Flights from Addis Ababa to Asmara, the Eritrean capital, are overbooked, according to Ethiopian ambassador to Kenya Dina Mufti.

This is thanks to the July 9 historic handshake between Ethiopian Prime Minister Abiy Ahmed and Eritrean President Isaias Afwerki, a game changer that could potentially alter the tide of trade in the Horn of Africa and further embolden Addis Ababa’s desire to pull out of the grand infrastructural development programmes under the Lamu Port Southern Sudan-Ethiopia Transport (Lapsset) Corridor.

Launched in 2012 by President Mwai Kibaki, former Ethiopian Prime Minister Meles Zenawi and South Sudan leader Salva Kiir, the Sh2.7 trillion Lapsset is the most ambitious and expensive development infrastructure undertaking in Eastern Africa region, comprising 70 construction projects spread across four countries.

Project was envisioned as partnership between the countries. It is also a key pillar of Kenya’s growth plan, Vision 2030 and includes the construction of a standard gauge railway, road and oil pipeline from the Lamu port traversing Kenya, Ethiopia and South Sudan.

The pipeline was supposed to be extended to the oil fields of landlocked Uganda.

In an attempt which would open up the economic potential of Kenya’s northern frontier, the government planned to construct resort cities in Lamu, Isiolo and Turkana, as well as airports and industrial districts at these three stops.
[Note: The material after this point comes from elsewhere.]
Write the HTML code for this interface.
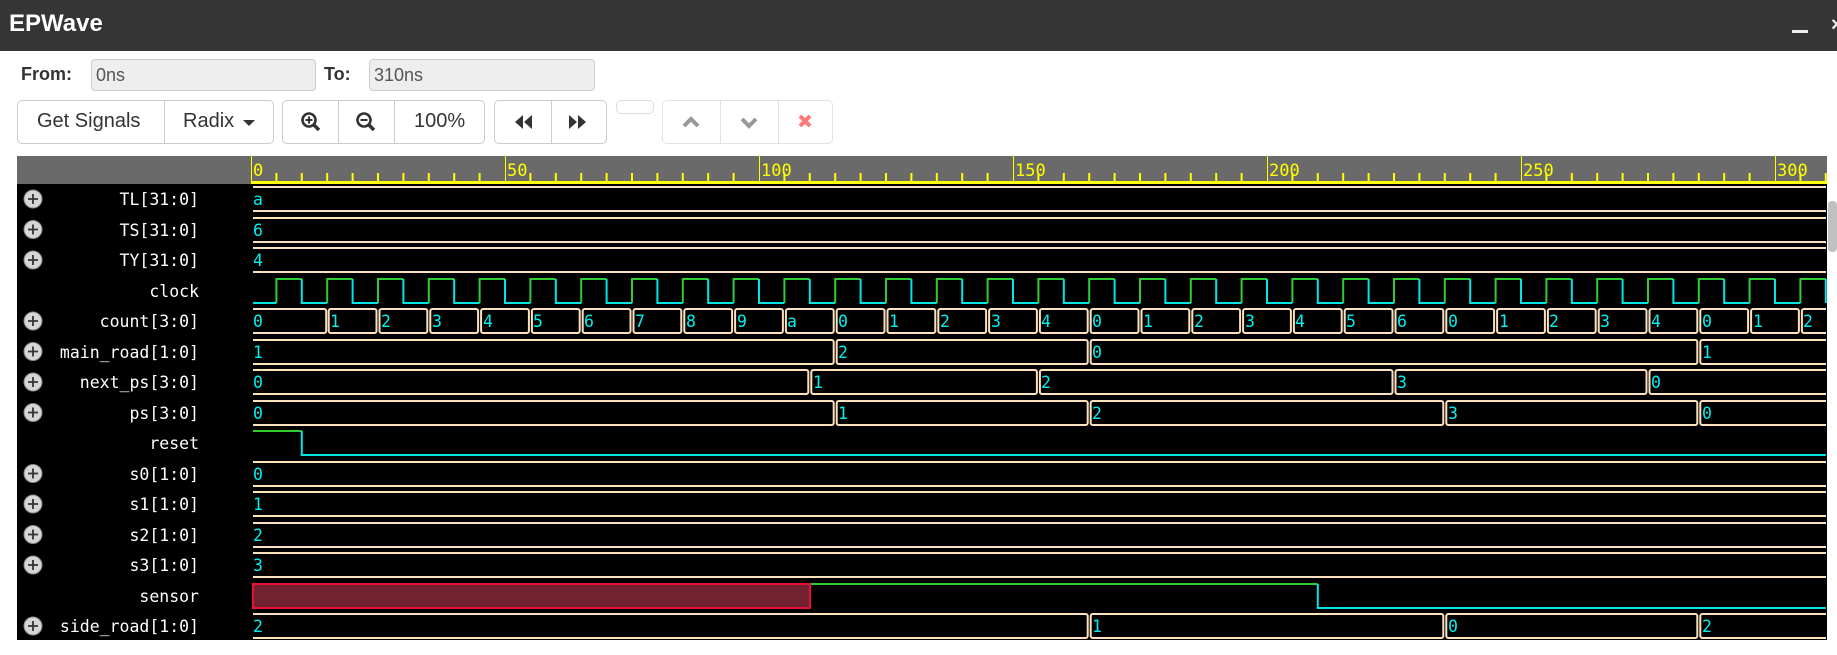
<!DOCTYPE html>
<html><head><meta charset="utf-8">
<style>
*{box-sizing:border-box;margin:0;padding:0}
body{width:1837px;height:655px;overflow:hidden;background:#fff;font-family:"Liberation Sans",sans-serif;position:relative}
.title{position:absolute;left:0;top:0;width:1837px;height:51px;background:#353535}
.title b{position:absolute;left:9px;top:10px;color:#fff;font-size:24px;font-weight:bold}
.lbl{position:absolute;font-weight:bold;font-size:18px;color:#333;top:64px}
.inp{position:absolute;top:59px;height:32px;background:#eee;border:1px solid #ccc;border-radius:4px;color:#555;font-size:18px;padding:5px 0 0 4px}
.grp{position:absolute;top:100px;height:44px;border:1px solid #ccc;border-radius:5px;background:#fff}
.grp div{position:absolute;top:0;height:42px;border-left:1px solid #ccc}
.btxt{position:absolute;top:110px;font-size:20px;color:#333}
svg{position:absolute;left:0;top:0}
</style></head><body>
<div class="title"><b>EPWave</b>
<div style="position:absolute;left:1792px;top:30px;width:16px;height:3px;background:#eee"></div>
<div style="position:absolute;left:1831px;top:14px;color:#eee;font-size:20px;font-weight:bold">×</div>
</div>
<div class="lbl" style="left:21px">From:</div>
<div class="inp" style="left:91px;width:225px">0ns</div>
<div class="lbl" style="left:324px">To:</div>
<div class="inp" style="left:369px;width:226px">310ns</div>

<div class="grp" style="left:17px;width:257px"><div style="left:146px"></div></div>
<div class="btxt" style="left:37px">Get Signals</div>
<div class="btxt" style="left:183px">Radix</div>
<div class="grp" style="left:282px;width:203px"><div style="left:55px"></div><div style="left:111px"></div></div>
<div class="btxt" style="left:414px">100%</div>
<div class="grp" style="left:494px;width:113px"><div style="left:56px"></div></div>
<div class="grp" style="left:616px;width:38px;height:14px;border-color:#ddd"></div>
<div class="grp" style="left:662px;width:171px;border-color:#e2e2e2"><div style="left:57px;border-color:#e2e2e2"></div><div style="left:115px;border-color:#e2e2e2"></div></div>

<svg width="1837" height="655">
<defs><clipPath id="wc"><rect x="253" y="184" width="1573" height="460"/></clipPath></defs>
<path d="M243 120h12l-6 6z" fill="#333"/>
<g stroke="#333" fill="none" stroke-width="2.6">
<circle cx="309" cy="120" r="6.5"/><path d="M314 125l5 5" stroke-width="3.5"/><path d="M305.5 120h7M309 116.5v7" stroke-width="2"/>
<circle cx="364" cy="120" r="6.5"/><path d="M369 125l5 5" stroke-width="3.5"/><path d="M360.5 120h7" stroke-width="2"/>
</g>
<path d="M523 115l-8 7 8 7zM532 115l-8 7 8 7z" fill="#333"/>
<path d="M569 115l8 7-8 7zM578 115l8 7-8 7z" fill="#333"/>
<path d="M684 126l7-7 7 7" stroke="#999" stroke-width="4" fill="none"/>
<path d="M742 119l7 7 7-7" stroke="#999" stroke-width="4" fill="none"/>
<path d="M800 116l10 10M810 116l-10 10" stroke="#f77" stroke-width="4" fill="none"/>

<rect x="17" y="156" width="1810" height="28" fill="#6a6a6a"/>
<rect x="17" y="184" width="1810" height="456" fill="#000"/>
<rect x="251" y="181" width="1576" height="3" fill="#ff0"/>
<g fill="#ff0">
<rect x="251" y="156" width="1" height="28"/><rect x="505" y="156" width="1" height="28"/><rect x="759" y="156" width="1" height="28"/><rect x="1013" y="156" width="1" height="28"/><rect x="1267" y="156" width="1" height="28"/><rect x="1521" y="156" width="1" height="28"/><rect x="1775" y="156" width="1" height="28"/>
</g>
<g transform="translate(251,0) scale(5.08,1)">
<path vector-effect="non-scaling-stroke" stroke="#ff0" stroke-width="2" fill="none" d="M5 173V181M10 173V181M15 173V181M20 173V181M25 173V181M30 173V181M35 173V181M40 173V181M45 173V181M55 173V181M60 173V181M65 173V181M70 173V181M75 173V181M80 173V181M85 173V181M90 173V181M95 173V181M105 173V181M110 173V181M115 173V181M120 173V181M125 173V181M130 173V181M135 173V181M140 173V181M145 173V181M155 173V181M160 173V181M165 173V181M170 173V181M175 173V181M180 173V181M185 173V181M190 173V181M195 173V181M205 173V181M210 173V181M215 173V181M220 173V181M225 173V181M230 173V181M235 173V181M240 173V181M245 173V181M255 173V181M260 173V181M265 173V181M270 173V181M275 173V181M280 173V181M285 173V181M290 173V181M295 173V181M305 173V181M310 173V181"/>
<path vector-effect="non-scaling-stroke" stroke="#2ecc2e" stroke-width="2" fill="none" d="M5 303V279H10M15 303V279H20M25 303V279H30M35 303V279H40M45 303V279H50M55 303V279H60M65 303V279H70M75 303V279H80M85 303V279H90M95 303V279H100M105 303V279H110M115 303V279H120M125 303V279H130M135 303V279H140M145 303V279H150M155 303V279H160M165 303V279H170M175 303V279H180M185 303V279H190M195 303V279H200M205 303V279H210M215 303V279H220M225 303V279H230M235 303V279H240M245 303V279H250M255 303V279H260M265 303V279H270M275 303V279H280M285 303V279H290M295 303V279H300M305 303V279H310"/>
<path vector-effect="non-scaling-stroke" stroke="#00e5e5" stroke-width="2" fill="none" d="M0.4 303H5M10 279V303H15M20 279V303H25M30 279V303H35M40 279V303H45M50 279V303H55M60 279V303H65M70 279V303H75M80 279V303H85M90 279V303H95M100 279V303H105M110 279V303H115M120 279V303H125M130 279V303H135M140 279V303H145M150 279V303H155M160 279V303H165M170 279V303H175M180 279V303H185M190 279V303H195M200 279V303H205M210 279V303H215M220 279V303H225M230 279V303H235M240 279V303H245M250 279V303H255M260 279V303H265M270 279V303H275M280 279V303H285M290 279V303H295M300 279V303H305M310 279V303"/>
<path vector-effect="non-scaling-stroke" stroke="#2ecc2e" stroke-width="2" fill="none" d="M0.4 431H10M110 584H210"/>
<path vector-effect="non-scaling-stroke" stroke="#00e5e5" stroke-width="2" fill="none" d="M10 431V455H310M210 584V608H310"/>
</g>
<rect x="253" y="584" width="557" height="24" fill="#72222f" stroke="#e8103a" stroke-width="2"/>

<g fill="none" stroke="#fde0bd" stroke-width="2" clip-path="url(#wc)">
<rect x="240" y="187" width="1600" height="24" rx="2"/>
<rect x="240" y="218" width="1600" height="24" rx="2"/>
<rect x="240" y="248" width="1600" height="24" rx="2"/>
<rect x="240" y="462" width="1600" height="24" rx="2"/>
<rect x="240" y="492" width="1600" height="24" rx="2"/>
<rect x="240" y="523" width="1600" height="24" rx="2"/>
<rect x="240" y="553" width="1600" height="24" rx="2"/>
<rect x="240" y="309" width="86.2" height="24" rx="2"/>
<rect x="328.7" y="309" width="47.8" height="24" rx="2"/><rect x="379.5" y="309" width="47.8" height="24" rx="2"/><rect x="430.3" y="309" width="47.8" height="24" rx="2"/><rect x="481.1" y="309" width="47.8" height="24" rx="2"/><rect x="531.9" y="309" width="47.8" height="24" rx="2"/><rect x="582.7" y="309" width="47.8" height="24" rx="2"/><rect x="633.5" y="309" width="47.8" height="24" rx="2"/><rect x="684.3" y="309" width="47.8" height="24" rx="2"/><rect x="735.1" y="309" width="47.8" height="24" rx="2"/><rect x="785.9" y="309" width="47.8" height="24" rx="2"/><rect x="836.7" y="309" width="47.8" height="24" rx="2"/><rect x="887.5" y="309" width="47.8" height="24" rx="2"/><rect x="938.3" y="309" width="47.8" height="24" rx="2"/><rect x="989.1" y="309" width="47.8" height="24" rx="2"/><rect x="1039.9" y="309" width="47.8" height="24" rx="2"/><rect x="1090.7" y="309" width="47.8" height="24" rx="2"/><rect x="1141.5" y="309" width="47.8" height="24" rx="2"/><rect x="1192.3" y="309" width="47.8" height="24" rx="2"/><rect x="1243.1" y="309" width="47.8" height="24" rx="2"/><rect x="1293.9" y="309" width="47.8" height="24" rx="2"/><rect x="1344.7" y="309" width="47.8" height="24" rx="2"/><rect x="1395.5" y="309" width="47.8" height="24" rx="2"/><rect x="1446.3" y="309" width="47.8" height="24" rx="2"/><rect x="1497.1" y="309" width="47.8" height="24" rx="2"/><rect x="1547.9" y="309" width="47.8" height="24" rx="2"/><rect x="1598.7" y="309" width="47.8" height="24" rx="2"/><rect x="1649.5" y="309" width="47.8" height="24" rx="2"/><rect x="1700.3" y="309" width="47.8" height="24" rx="2"/><rect x="1751.1" y="309" width="47.8" height="24" rx="2"/><rect x="1801.9" y="309" width="40" height="24" rx="2"/>
<rect x="240" y="340" width="593.7" height="24" rx="2"/><rect x="836.7" y="340" width="251" height="24" rx="2"/><rect x="1090.7" y="340" width="606.6" height="24" rx="2"/><rect x="1700.3" y="340" width="140" height="24" rx="2"/>
<rect x="240" y="370" width="568.3" height="24" rx="2"/><rect x="811.3" y="370" width="225.6" height="24" rx="2"/><rect x="1039.9" y="370" width="352.6" height="24" rx="2"/><rect x="1395.5" y="370" width="251" height="24" rx="2"/><rect x="1649.5" y="370" width="190" height="24" rx="2"/>
<rect x="240" y="401" width="593.7" height="24" rx="2"/><rect x="836.7" y="401" width="251" height="24" rx="2"/><rect x="1090.7" y="401" width="352.6" height="24" rx="2"/><rect x="1446.3" y="401" width="251" height="24" rx="2"/><rect x="1700.3" y="401" width="140" height="24" rx="2"/>
<rect x="240" y="614" width="847.7" height="24" rx="2"/><rect x="1090.7" y="614" width="352.6" height="24" rx="2"/><rect x="1446.3" y="614" width="251" height="24" rx="2"/><rect x="1700.3" y="614" width="140" height="24" rx="2"/>
</g>

<g font-family="'DejaVu Sans Mono','Liberation Mono',monospace" font-size="17" fill="#ff0">
<text x="253" y="176">0</text><text x="507" y="176">50</text><text x="761" y="176">100</text><text x="1015" y="176">150</text><text x="1269" y="176">200</text><text x="1523" y="176">250</text><text x="1777" y="176">300</text>
</g>

<g font-family="'DejaVu Sans Mono','Liberation Mono',monospace" font-size="16.5" fill="#00f0f0">
<text x="253" y="205">a</text><text x="253" y="236">6</text><text x="253" y="266">4</text>
<text x="253" y="480">0</text><text x="253" y="510">1</text><text x="253" y="541">2</text><text x="253" y="571">3</text>
<text y="327"><tspan x="253">0</tspan><tspan x="330">1</tspan><tspan x="381">2</tspan><tspan x="432">3</tspan><tspan x="483">4</tspan><tspan x="533">5</tspan><tspan x="584">6</tspan><tspan x="635">7</tspan><tspan x="686">8</tspan><tspan x="737">9</tspan><tspan x="787">a</tspan><tspan x="838">0</tspan><tspan x="889">1</tspan><tspan x="940">2</tspan><tspan x="991">3</tspan><tspan x="1041">4</tspan><tspan x="1092">0</tspan><tspan x="1143">1</tspan><tspan x="1194">2</tspan><tspan x="1245">3</tspan><tspan x="1295">4</tspan><tspan x="1346">5</tspan><tspan x="1397">6</tspan><tspan x="1448">0</tspan><tspan x="1499">1</tspan><tspan x="1549">2</tspan><tspan x="1600">3</tspan><tspan x="1651">4</tspan><tspan x="1702">0</tspan><tspan x="1753">1</tspan><tspan x="1803">2</tspan></text>
<text y="358"><tspan x="253">1</tspan><tspan x="838">2</tspan><tspan x="1092">0</tspan><tspan x="1702">1</tspan></text>
<text y="388"><tspan x="253">0</tspan><tspan x="813">1</tspan><tspan x="1041">2</tspan><tspan x="1397">3</tspan><tspan x="1651">0</tspan></text>
<text y="419"><tspan x="253">0</tspan><tspan x="838">1</tspan><tspan x="1092">2</tspan><tspan x="1448">3</tspan><tspan x="1702">0</tspan></text>
<text y="632"><tspan x="253">2</tspan><tspan x="1092">1</tspan><tspan x="1448">0</tspan><tspan x="1702">2</tspan></text>
</g>

<g font-family="'DejaVu Sans Mono','Liberation Mono',monospace" font-size="16.5" fill="#fff" text-anchor="end">
<text x="199" y="205">TL[31:0]</text><text x="199" y="236">TS[31:0]</text><text x="199" y="266">TY[31:0]</text><text x="199" y="297">clock</text><text x="199" y="327">count[3:0]</text><text x="199" y="358">main_road[1:0]</text><text x="199" y="388">next_ps[3:0]</text><text x="199" y="419">ps[3:0]</text><text x="199" y="449">reset</text><text x="199" y="480">s0[1:0]</text><text x="199" y="510">s1[1:0]</text><text x="199" y="541">s2[1:0]</text><text x="199" y="571">s3[1:0]</text><text x="199" y="602">sensor</text><text x="199" y="632">side_road[1:0]</text>
</g>
<g fill="#d6d6d6" stroke="#888" stroke-width="1">
<circle cx="33" cy="199" r="9"/><circle cx="33" cy="229.5" r="9"/><circle cx="33" cy="260" r="9"/><circle cx="33" cy="321" r="9"/><circle cx="33" cy="351.5" r="9"/><circle cx="33" cy="382" r="9"/><circle cx="33" cy="412.5" r="9"/><circle cx="33" cy="473.5" r="9"/><circle cx="33" cy="504" r="9"/><circle cx="33" cy="534.5" r="9"/><circle cx="33" cy="565" r="9"/><circle cx="33" cy="626" r="9"/>
</g>
<g stroke="#333" stroke-width="1.8">
<path d="M28 199h10M33 194v10M28 229.5h10M33 224.5v10M28 260h10M33 255v10M28 321h10M33 316v10M28 351.5h10M33 346.5v10M28 382h10M33 377v10M28 412.5h10M33 407.5v10M28 473.5h10M33 468.5v10M28 504h10M33 499v10M28 534.5h10M33 529.5v10M28 565h10M33 560v10M28 626h10M33 621v10"/>
</g>
<rect x="1828" y="201" width="9" height="51" rx="4" fill="#c1c1c1"/>
</svg>
</body></html>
The main reason for Ethiopia’s involvement in Lapset was to provide an alternative to the port of Djibouti, having lost Asmara.

Ethiopia became landlocked after Eritrea, which comprised its entire coastline, seceded in 1993.

Because of its hostility with Eritrea, Ethiopia has depended on ports in neighbouring Djibouti, which handle nearly 95% of its imports.

Second, Addis Ababa has wanted to use Lapsset infrastructure to tap into the petroleum resources in northern Uganda and on South Sudan, which don’t seem forthcoming.

For its part, Kenya was keen to service Ethiopia’s 106 million population by providing an exit for its exports. Ethiopia’s economic growth has been phenomenal. It is the only country, other than China, which has been recording more than 10% GDP growth per annum for the past decade.

And with Uganda set to export oil in 2020, Kenya was hoping that petroleum could be routed through a pipeline linking Kabaale to the Lamu port.

However, the partnership has long run into headwinds, with key partners pulling out.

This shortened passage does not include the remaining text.